Transitional justice, simply put, is how countries deal with their past, Johnson said. It is, he added, “how Germany tried to deal with the Holocaust. What did they do after the end of World War II when everybody was looking at them pointing fingers, blaming them for what had happened? Or how does South Africa deal with apartheid?” 

It was during a discussion of apartheid during his sophomore year at the University of the South that Johnson learned about transitional justice.

“I was the only Black student in the class and I was just looking around and seeing my peers who were really devastated to hear about the crimes that were happening, or that had happened, in South Africa. 

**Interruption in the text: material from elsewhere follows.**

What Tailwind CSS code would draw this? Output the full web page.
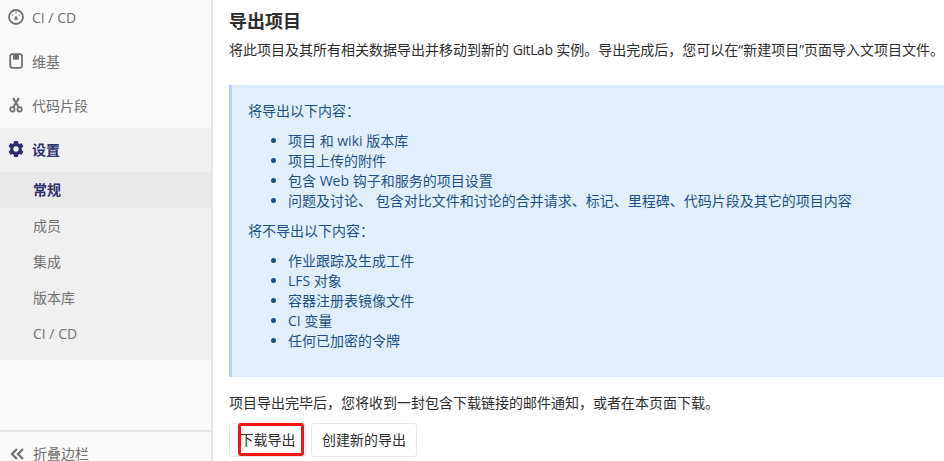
<!DOCTYPE html>
<html lang="zh">
<head>
<meta charset="UTF-8">
<title>导出项目</title>
<script src="https://cdn.jsdelivr.net/npm/@tailwindcss/browser@4"></script>
</head>
<body class="w-[944px] h-[461px] overflow-hidden bg-white flex font-['Open_Sans','Noto_Sans_CJK_SC',sans-serif] text-[14px]">

<!-- sidebar -->
<aside class="w-[213px] h-[461px] shrink-0 bg-[#fafafa] border-r-2 border-[#e5e5e5] flex flex-col text-[#707070]">
  <div class="h-[128px] flex flex-col">
    <a class="h-[36px] pb-[2px] flex items-center pl-[8px] gap-[8px]">
      <svg width="16" height="16" viewBox="0 0 16 16" fill="none" class="shrink-0"><circle cx="8" cy="8" r="7" stroke="#707070" stroke-width="1.800"/><path d="M8 6.500c1 1.300 1.600 2.100 1.600 3a1.600 1.600 0 0 1-3.200 0c0-.9.600-1.700 1.600-3z" fill="#707070"/><circle cx="8" cy="3.800" r=".8" fill="#707070"/><circle cx="4.600" cy="6" r=".8" fill="#707070"/><circle cx="11.400" cy="6" r=".8" fill="#707070"/></svg>
      <span>CI / CD</span>
    </a>
    <a class="h-[44px] pb-[2px] mt-[4px] flex items-center pl-[8px] gap-[8px]">
      <svg width="16" height="16" viewBox="0 0 16 16" fill="none" class="shrink-0"><rect x="2.200" y="1.200" width="11.800" height="13.600" rx="2.200" stroke="#707070" stroke-width="1.800"/><path d="M5 1.500h6v4.200a1 1 0 0 1-1 1H6a1 1 0 0 1-1-1z" fill="#707070"/></svg>
      <span>维基</span>
    </a>
    <a class="h-[44px] pb-[2px] flex items-center pl-[8px] gap-[8px]">
      <svg width="16" height="16" viewBox="0 0 16 16" fill="none" class="shrink-0"><path d="M5 1l5.600 9M11 1L5.400 10" stroke="#707070" stroke-width="2"/><circle cx="4.400" cy="12.400" r="2.200" stroke="#707070" stroke-width="1.700"/><circle cx="11.600" cy="12.400" r="2.200" stroke="#707070" stroke-width="1.700"/></svg>
      <span>代码片段</span>
    </a>
  </div>
  <div class="bg-[#f0f0f0] h-[232px] flex flex-col">
    <a class="h-[44px] pb-[2px] flex items-center pl-[8px] gap-[8px] font-semibold text-[#2e2e6e]">
      <svg width="16" height="16" viewBox="0 0 16 16" class="shrink-0"><path fill="#2e2e6e" fill-rule="evenodd" d="M6.200 0h3.600l.5 2.300 1.100.6 2.200-.7 1.800 3.100-1.700 1.600v2.200l1.700 1.600-1.800 3.100-2.200-.7-1.100.6-.5 2.300H6.200l-.5-2.300-1.100-.6-2.200.7-1.800-3.100 1.700-1.600V6.900L.6 5.300l1.800-3.100 2.200.7 1.100-.6zM8 5.300a2.700 2.700 0 1 0 0 5.400 2.700 2.700 0 0 0 0-5.400z"/></svg>
      <span>设置</span>
    </a>
    <a class="h-[36px] pb-[2px] flex items-center pl-[33px] bg-[#e9e9e9] font-semibold text-[#2e2e6e]">常规</a>
    <a class="h-[36px] pb-[2px] flex items-center pl-[33px]">成员</a>
    <a class="h-[36px] pb-[2px] flex items-center pl-[33px]">集成</a>
    <a class="h-[36px] pb-[2px] flex items-center pl-[33px]">版本库</a>
    <a class="h-[36px] pb-[2px] flex items-center pl-[33px]">CI / CD</a>
  </div>
  <div class="mt-[70px] border-t-2 border-[#e5e5e5] h-[31px] flex items-start pl-[10px] gap-[8px] pt-[15px]">
    <svg width="15" height="14" viewBox="0 0 15 14" fill="none" class="shrink-0"><path d="M7 2L2 7l5 5M13 2L8 7l5 5" stroke="#707070" stroke-width="2.200"/></svg>
    <span class="leading-[14px]">折叠边栏</span>
  </div>
</aside>

<!-- content -->
<main class="flex-1 pl-[16px] min-w-0 text-[#2e2e2e]">
  <h4 class="text-[18px] leading-[20px] font-bold mt-[11px]">导出项目</h4>
  <p class="mt-[9px] leading-[20px] whitespace-nowrap">将此项目及其所有相关数据导出并移动到新的 <span class="tracking-[-0.4px]">GitLab</span> 实例。导出完成后，您可以在“新建项目”页面导入文项目文件。</p>

  <div class="mt-[25px] h-[292px] bg-[#e1effc] border-l-[3px] border-[#b8d6f4] pl-[16px] pt-[16px] text-[#1f4f86]">
    <p class="leading-[20px]">将导出以下内容：</p>
    <ul class="list-disc mt-[10px] pl-[40px] leading-[20px]">
      <li>项目 和 wiki 版本库</li>
      <li>项目上传的附件</li>
      <li>包含 Web 钩子和服务的项目设置</li>
      <li>问题及讨论、 包含对比文件和讨论的合并请求、标记、里程碑、代码片段及其它的项目内容</li>
    </ul>
    <p class="mt-[10px] leading-[20px]">将不导出以下内容：</p>
    <ul class="list-disc mt-[10px] pl-[40px] leading-[20px]">
      <li>作业跟踪及生成工件</li>
      <li>LFS 对象</li>
      <li>容器注册表镜像文件</li>
      <li>CI 变量</li>
      <li>任何已加密的令牌</li>
    </ul>
  </div>

  <p class="mt-[16px] leading-[20px]">项目导出完毕后，您将收到一封包含下载链接的邮件通知，或者在本页面下载。</p>
  <div class="mt-[10px] flex gap-[5px]">
    <div class="relative">
      <button class="h-[34px] w-[77px] pb-[2px] border border-[#e5e5e5] rounded-[3px] bg-white flex items-center justify-center">下载导出</button>
      <div class="absolute left-[9px] top-0 w-[66px] h-[33px] border-[3px] border-[#f5140f] rounded-[3px]"></div>
    </div>
    <button class="h-[34px] w-[106px] pb-[2px] border border-[#e5e5e5] rounded-[3px] bg-white flex items-center justify-center">创建新的导出</button>
  </div>
</main>
</body>
</html>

“They were definitely crimes against humanity. But those same crimes happened in the United States too,” Johnson said. “These are the crimes that my grandparents grew up under. These are the crimes that my parents grew up under. Why is it that there's so much outcry and international sensation around apartheid or the Holocaust, but there was never this focus on the United States?” 

Brownsville, Tennessee — the small town where Johnson grew up  —  “kind of mirrored South Africa in that sense where it was a majority Black city, but was ruled by the white minority. I had family members who were involved with the NAACP — and they were themselves victims of racial terror. My great, great uncle was the president of the Brownsville NAACP chapter, and he had his house burned down by the Klan. His friend Elbert Williams was lynched for his work in the NAACP, which made him the organization's first martyr in 1940. Growing up in the abyss of that and learning those stories about the reality of America, got me interested in civil rights work and now transitional justice.”

Nelson Mandela was imprisoned at Robben Island for almost two decades.

Johnson’s Watson project research took him to South Africa, which was, he said, a double-edged sword. “Cape Town in South Africa is probably the prettiest place in the world. It has the ocean; the beaches; it has mountains; it has wineries. It just has everything you could possibly imagine.” But, he added, the World Bank in 2018 ranked South Africa the most economically unequal country in the world. 

“It really bothered me to have fun in that country because if I was South African, based on how I look, I would be living a totally different life. I probably wouldn't be at these wineries or be on the beach or be able to move as freely as I could. … It really shook me up.”

He brought that discomfort, and a desire to do something about it, home to a United States facing such questions, he said, as “how do we deal with the ongoing legacy of slavery or apartheid? How do we deal with the land appropriation of Native Americans? Why are people still so racist? Why do we still have these wealth disparities? Why do we still have all of these different problems compounding on top of each other?” 

“I think we're definitely headed in the right direction,” he said of the United States. “After the George Floyd lynching, I would say that the ripeness of the moment in the United States where thousands of demonstrations were occurring across the country, across the world … it felt like real change was finally possible. It was like in a South Africa or in a Germany where they were on the cusp of reconciliation. They didn't know where they were headed necessarily, but they knew that they weren't going to fall back into what they had just endured.”

“We've never,” he added, “had this much light in the United States shined on crimes against our own people.” The United Nations is considering an investigation into systemic racism in America. Congress is talking about reparations. “People are buying books about how to be an anti-racist and every corporation and every sports team has Black Lives Matter on their jerseys and paraphernalia,” he said. “We haven't had this before, so I'm optimistic that we can have that moment of accountability.

“We just have to really have a hard look at our history and say ‘Wait maybe [former President Donald] Trump is not the worst that we've seen.”

While getting his MPP at Harris, Johnson said he also plans to concurrently pursue a law degree “and my hope is that I can bring transitional justice to the South,” working as an attorney — inspired in part by the work of Bryan Stevenson at the Equal Justice Initiative —  or on political campaigns. He plans to get a political campaigns certificate from Harris

“I definitely plan to be on the end where I'm using the dataset and not necessarily creating the data,” he said.

For now, the globe-trotting Johnson has found a home at Harris and The Pearson Institute.

When he was applying for the Pearson Fellowship, Johnson was in Berlin at the same time The Pearson Institute held its Pearson Global Forum there.

“So I'm just thinking, okay, the universe is aligning right now. I have to go to this event, I have to shake everyone's hand, I have to meet Alex Carr, The Pearson Institute’s director of operations. I just have to make the best impression that I can, because this is God basically setting up this opportunity, placing it in my lap and saying, ‘go for it.’

“Yeah, this is the place that I want to be.”